You’re a grown up! Assert yourself. I’m 45 and I am not cowed by the youngsters or what they think. I’m NOT old. And I refuse to be treated as if I am some doddering ancient person and demand my respect. You should do the same.
I’m 70 years young and I like and do dress as I see fit for my body.. I receive many compliments on how I look and dress from women and men.. They all say I don’t look nor act 70 (except my daughter who says she’ll be glad to reach my age and just put on a mumu) (she is a beautiful woman and does not look her aeg either) (she also says I should act my age and that I am a grandmother, which I am a grandmother). Yea! I guess I’m doing the right thing for me>
I turned 60 last October up until then i felt pretty good about myself i have long thick hair that i color almost every three weeks to hide the white not gray white its a thing that was in all of my family . Now i just feel old hum i wear jeans and tee shirts flip flops or tennis shoes i hate to dress up and when i do its pants like cargo with the pockets on the leg love cool shoes and belts but now i feel like an old hippie which i was and still am to a fact my partner is 55 and he never says any thing about how i dress he says he loves me and thats all that matters well why am i feeling old all of a sudden why when i look in the mirror i hate what i see sure would love to know what to do…
I sure wish I had answers for you, Charlene, but I just have more angst-ridden questions. Is it your clothes you hate, your body, or both? If you lost some weight or did a little body reshaping (via an abs class or some posture realignment), would that help? What if you spent some money on clothes? I have to say, I just dropped about 20 lbs via a patchwork of diet plans and exercise (Best: 17 Day Diet), and while I’m far from thin, I’m thinner enough (size 12 and sometimes even 10 vs. bursting out of the 14s) that I feel much better and have new enthusiasm for buying clothes and dressing nicely. So…..that worked for me. It helps your whole spirit when you like what you see in the mirror.

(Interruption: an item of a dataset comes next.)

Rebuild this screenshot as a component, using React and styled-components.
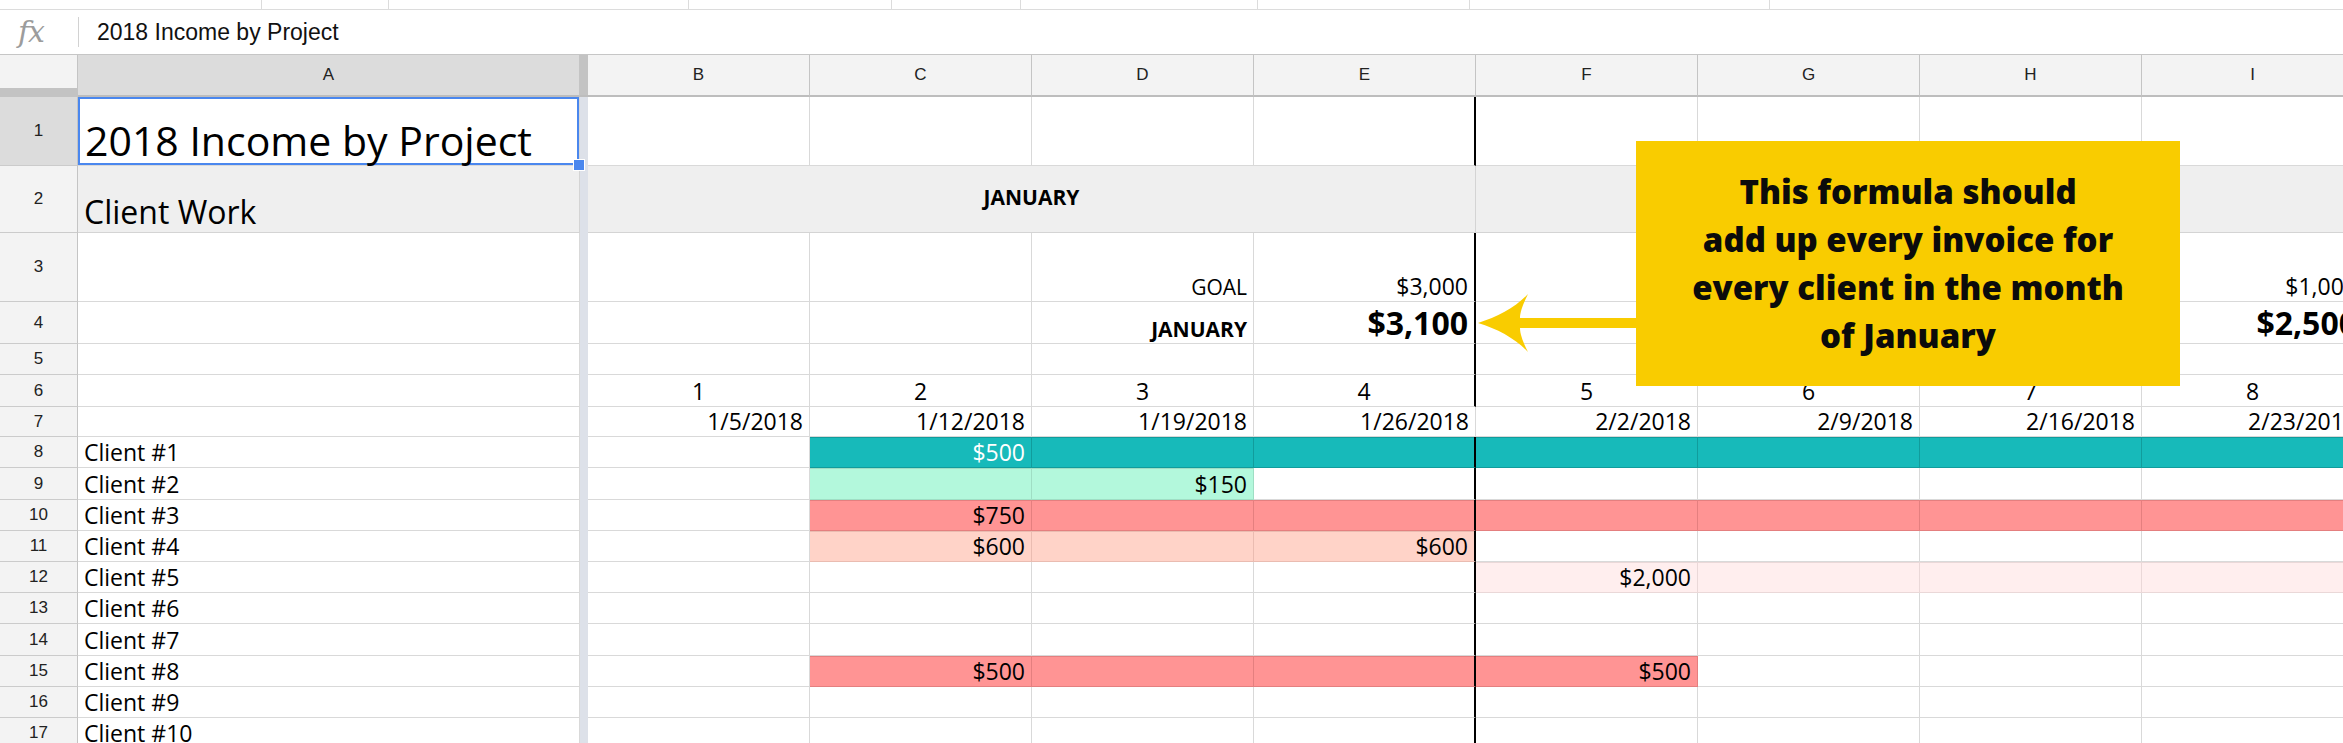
import React from 'react';
import styled, { createGlobalStyle } from 'styled-components';

const GlobalStyle = createGlobalStyle`
  html, body { margin: 0; padding: 0; background: #fff; }
  body { font-family: "Open Sans", "Liberation Sans", sans-serif; overflow: hidden; }
  #root { width: 100vw; height: 100vh; overflow: hidden; }
`;

const Page = styled.div`
  position: relative;
  width: 100%;
  height: 743px;
  overflow: hidden;
  background: #fff;
`;

const TopStrip = styled.div`
  display: flex;
  height: 10px;
  box-sizing: border-box;
  border-bottom: 1px solid #dcdcdc;
`;

const StripSeg = styled.div`
  flex: ${p => (p.$w ? `0 0 ${p.$w}px` : '1 1 auto')};
  box-sizing: border-box;
  border-right: ${p => (p.$w ? '1px solid #dcdcdc' : 'none')};
`;

const FormulaBar = styled.div`
  display: flex;
  align-items: center;
  height: 45px;
  box-sizing: border-box;
  border-bottom: 1px solid #c6c6c6;
`;

const FxLabel = styled.div`
  flex: 0 0 60px;
  padding-left: 18px;
  font-family: "DejaVu Serif", "Liberation Serif", serif;
  font-style: italic;
  font-size: 30px;
  color: #9c9c9c;
  letter-spacing: -1px;
  line-height: 1;
`;

const FxDivider = styled.div`
  flex: 0 0 1px;
  height: 30px;
  background: #d2d2d2;
`;

const FormulaText = styled.div`
  margin-left: 18px;
  font-family: "Liberation Sans", Arial, sans-serif;
  font-size: 23px;
  color: #111;
`;

const Sheet = styled.div`
  display: flex;
  flex-direction: column;
  width: max-content;
`;

const GridRow = styled.div`
  display: grid;
  grid-template-columns: 78px 502px 8px repeat(8, 222px);
  height: ${p => p.$h}px;
`;

const Corner = styled.div`
  box-sizing: border-box;
  background: #f3f3f3;
  border-right: 1px solid #c4c4c4;
  border-bottom: 9px solid #c3c3c3;
`;

const ColHead = styled.div`
  box-sizing: border-box;
  display: flex;
  align-items: center;
  justify-content: center;
  background: ${p => (p.$selected ? '#dcdcdc' : '#f3f3f3')};
  border-right: 1px solid #c4c4c4;
  border-bottom: 2px solid #bdbdbd;
  font-family: "Liberation Sans", Arial, sans-serif;
  font-size: 17px;
  color: #222;
`;

const HeadFreeze = styled.div`
  background: #c3c3c3;
  border-bottom: 2px solid #bdbdbd;
`;

const RowNum = styled.div`
  box-sizing: border-box;
  display: flex;
  align-items: center;
  justify-content: center;
  background: ${p => (p.$selected ? '#dcdcdc' : '#f3f3f3')};
  border-right: 1px solid #c4c4c4;
  border-bottom: 1px solid #cbcbcb;
  font-family: "Liberation Sans", Arial, sans-serif;
  font-size: 17px;
  color: #222;
`;

const FreezeBar = styled.div`
  background: #dde1e9;
`;

const justify = { left: 'flex-start', center: 'center', right: 'flex-end' };

const Cell = styled.div`
  box-sizing: border-box;
  display: flex;
  align-items: ${p => (p.$middle ? 'center' : 'flex-end')};
  justify-content: ${p => justify[p.$align || 'left']};
  grid-column: span ${p => p.$span || 1};
  padding: 0 6px 3px;
  background: ${p => p.$fill || '#fff'};
  border-right: ${p => (p.$mark ? '2px solid #000' : `1px solid ${p.$line || '#d9d9d9'}`)};
  border-bottom: 1px solid ${p => p.$line || '#d9d9d9'};
  box-shadow: ${p => (p.$fill && p.$edge ? `inset 0 1px 0 ${p.$line}` : 'none')};
  font-size: ${p => p.$size || 23}px;
  font-weight: ${p => (p.$bold ? 700 : 400)};
  color: ${p => p.$color || '#000'};
  line-height: 1.05;
  white-space: nowrap;
`;

const TitleCell = styled(Cell)`
  position: relative;
  z-index: 2;
  padding-left: 7px;
  box-shadow: inset 0 0 0 2px #4a87ee;
`;

const FillHandle = styled.span`
  position: absolute;
  right: -6px;
  bottom: -6px;
  width: 12px;
  height: 12px;
  box-sizing: border-box;
  background: #4a87ee;
  border: 1px solid #fff;
`;

const Callout = styled.div`
  position: absolute;
  left: 1636px;
  top: 141px;
  width: 544px;
  height: 245px;
  box-sizing: border-box;
  display: flex;
  flex-direction: column;
  align-items: center;
  justify-content: center;
  background: #f9cc00;
  font-family: "Open Sans", sans-serif;
  font-weight: 800;
  font-size: 33px;
  line-height: 48px;
  color: #0b0b0b;
  text-align: center;
  z-index: 3;
`;

const CalloutLine = styled.span`
  display: block;
`;

const Arrow = styled.svg`
  position: absolute;
  left: 1476px;
  top: 292px;
  z-index: 3;
`;

const FILLS = {
  grey: { fill: '#efefef', line: '#d4d4d4' },
  teal: { fill: '#17baba', line: '#119c9c', color: '#fff', edge: true },
  mint: { fill: '#b3f8dc', line: '#9fdec4', edge: true },
  salmon: { fill: '#ff9494', line: '#e47f7f', edge: true },
  peach: { fill: '#ffd3c8', line: '#eabcb1', edge: true },
  blush: { fill: '#ffeeee', line: '#ead8d8', edge: true },
};

const COLS = ['B', 'C', 'D', 'E', 'F', 'G', 'H', 'I'];

const blank = () => COLS.map(() => ({}));

const fillRow = (from, to, fill, texts = {}) =>
  COLS.map((c, i) => {
    const inRange = i >= COLS.indexOf(from) && i <= COLS.indexOf(to);
    const t = texts[c];
    return {
      ...(inRange ? { fill } : {}),
      ...(t ? { text: t, align: 'right' } : {}),
    };
  });

const withText = texts =>
  COLS.map(c => (texts[c] ? { align: 'right', ...texts[c] } : {}));

const DATES = ['1/5/2018', '1/12/2018', '1/19/2018', '1/26/2018', '2/2/2018', '2/9/2018', '2/16/2018', '2/23/2018'];

const ROWS = [
  { n: 1, h: 69, title: '2018 Income by Project', cells: blank() },
  { n: 2, h: 67, merged: true },
  {
    n: 3, h: 69,
    cells: withText({
      D: { text: 'GOAL', size: 21 },
      E: { text: '$3,000' },
      I: { text: '$1,000' },
    }),
  },
  {
    n: 4, h: 42,
    cells: withText({
      D: { text: 'JANUARY', size: 21, bold: true },
      E: { text: '$3,100', size: 32, bold: true },
      I: { text: '$2,500', size: 32, bold: true },
    }),
  },
  { n: 5, h: 31, cells: blank() },
  { n: 6, h: 32, cells: COLS.map((c, i) => ({ text: String(i + 1), align: 'center' })) },
  { n: 7, h: 30, noMark: true, cells: DATES.map(d => ({ text: d, align: 'right' })) },
  { n: 8, h: 31, a: 'Client #1', cells: fillRow('C', 'I', 'teal', { C: '$500' }) },
  { n: 9, h: 32, a: 'Client #2', cells: fillRow('C', 'D', 'mint', { D: '$150' }) },
  { n: 10, h: 31, a: 'Client #3', cells: fillRow('C', 'I', 'salmon', { C: '$750' }) },
  { n: 11, h: 31, a: 'Client #4', cells: fillRow('C', 'E', 'peach', { C: '$600', E: '$600' }) },
  { n: 12, h: 31, a: 'Client #5', cells: fillRow('F', 'I', 'blush', { F: '$2,000' }) },
  { n: 13, h: 31, a: 'Client #6', cells: blank() },
  { n: 14, h: 32, a: 'Client #7', cells: blank() },
  { n: 15, h: 31, a: 'Client #8', cells: fillRow('C', 'F', 'salmon', { C: '$500', F: '$500' }) },
  { n: 16, h: 31, a: 'Client #9', cells: blank() },
  { n: 17, h: 31, a: 'Client #10', cells: blank() },
];

function DataCell({ cell, col, mark }) {
  const f = cell.fill ? FILLS[cell.fill] : {};
  return (
    <Cell
      $align={cell.align}
      $fill={f.fill}
      $line={f.line}
      $edge={f.edge}
      $color={f.color}
      $size={cell.size}
      $bold={cell.bold}
      $mark={mark && col === 'E'}
    >
      {cell.text}
    </Cell>
  );
}

function MergedMonthRow({ row }) {
  const g = FILLS.grey;
  return (
    <GridRow $h={row.h}>
      <RowNum>{row.n}</RowNum>
      <Cell $fill={g.fill} $line={g.line} $size={32}>Client Work</Cell>
      <FreezeBar />
      <Cell $span={4} $middle $align="center" $fill={g.fill} $line={g.line} $bold $size={21}>
        JANUARY
      </Cell>
      {['F', 'G', 'H', 'I'].map(c => (
        <Cell key={c} $fill={g.fill} $line={g.line} />
      ))}
    </GridRow>
  );
}

function SheetRow({ row }) {
  if (row.merged) return <MergedMonthRow row={row} />;
  return (
    <GridRow $h={row.h}>
      <RowNum $selected={!!row.title}>{row.n}</RowNum>
      {row.title ? (
        <TitleCell $size={41}>
          {row.title}
          <FillHandle />
        </TitleCell>
      ) : (
        <Cell>{row.a}</Cell>
      )}
      <FreezeBar />
      {row.cells.map((cell, i) => (
        <DataCell key={COLS[i]} cell={cell} col={COLS[i]} mark={!row.noMark} />
      ))}
    </GridRow>
  );
}

const STRIP = [262, 127, 300, 203, 129, 237, 212, 300, 0];

export default function App() {
  return (
    <Page>
      <GlobalStyle />
      <TopStrip>
        {STRIP.map((w, i) => (
          <StripSeg key={i} $w={w} />
        ))}
      </TopStrip>
      <FormulaBar>
        <FxLabel>fx</FxLabel>
        <FxDivider />
        <FormulaText>2018 Income by Project</FormulaText>
      </FormulaBar>
      <Sheet>
        <GridRow $h={42}>
          <Corner />
          <ColHead $selected>A</ColHead>
          <HeadFreeze />
          {COLS.map(c => (
            <ColHead key={c}>{c}</ColHead>
          ))}
        </GridRow>
        {ROWS.map(r => (
          <SheetRow key={r.n} row={r} />
        ))}
      </Sheet>
      <Callout>
        <CalloutLine>This formula should</CalloutLine>
        <CalloutLine>add up every invoice for</CalloutLine>
        <CalloutLine>every client in the month</CalloutLine>
        <CalloutLine>of January</CalloutLine>
      </Callout>
      <Arrow width="162" height="64" viewBox="0 0 162 64">
        <path
          d="M2 31 C 22 25, 40 15, 52 2 C 47 12, 44 20, 44 26 L 162 26 L 162 36 L 44 36 C 44 42, 47 50, 52 60 C 40 47, 22 37, 2 31 Z"
          fill="#f9cc00"
        />
      </Arrow>
    </Page>
  );
}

mmmmm, I am happy to find out there are more of us real women out there who are NOT afraid to say; ” oh, yeah, we still got it going on” just cuz we are a chronlogical number doesn t mean we are not still “entitled” to enjoy life to the fullest meaning being sexy and all that.
I am never going to wear old lady clothes or cut my hair off, it s shoulder length and I shake all over. I do not have the body of a young girl but I am pretty much that same “girl” as I once was and that s how I m going to act like me.
oh, I have several pairs of thongs and don t care if they show when I bend down or not!! ha ha
I have no idea why a woman would reach her forties and suddenly feel like she has to hide.It’s like through these styles a woman is willing herself to disappear into the background and be used by family as the caregiver, the baker, the chauffeur, whatever. In descript, a nobody, a bit player. I read about this. I also read at the same time that women of this age feel invisible and they don’t like that feeling.
Apparently this is what society wants of women who are no longer young, for you to disappear. If you try to be visible in any way as a person, whether its not dressing in shroud wear, getting a young partner, continuing to make pop music and slink around in body hugging costumes (that one’s for you Madonna) whatever it is you are ridiculed. If you look like a hot mess, ridicule; if you try to correct that, ridicule. How dare you try and compete with your daughter! That’s a favorite of mine. You can’t compete, why bother trying to look nice? There’s no way you’re sexual, you look too wrinkled and gross! Ewwww….LOL.
What’s shocking is these attitudes toward women start as soon as 35 years of age. Thirty-five! And once you’re 40, forget about it. To younger folks, 30-something included, you might as well be an alien. Anyway, my two cents. Make of my ramblings what you will.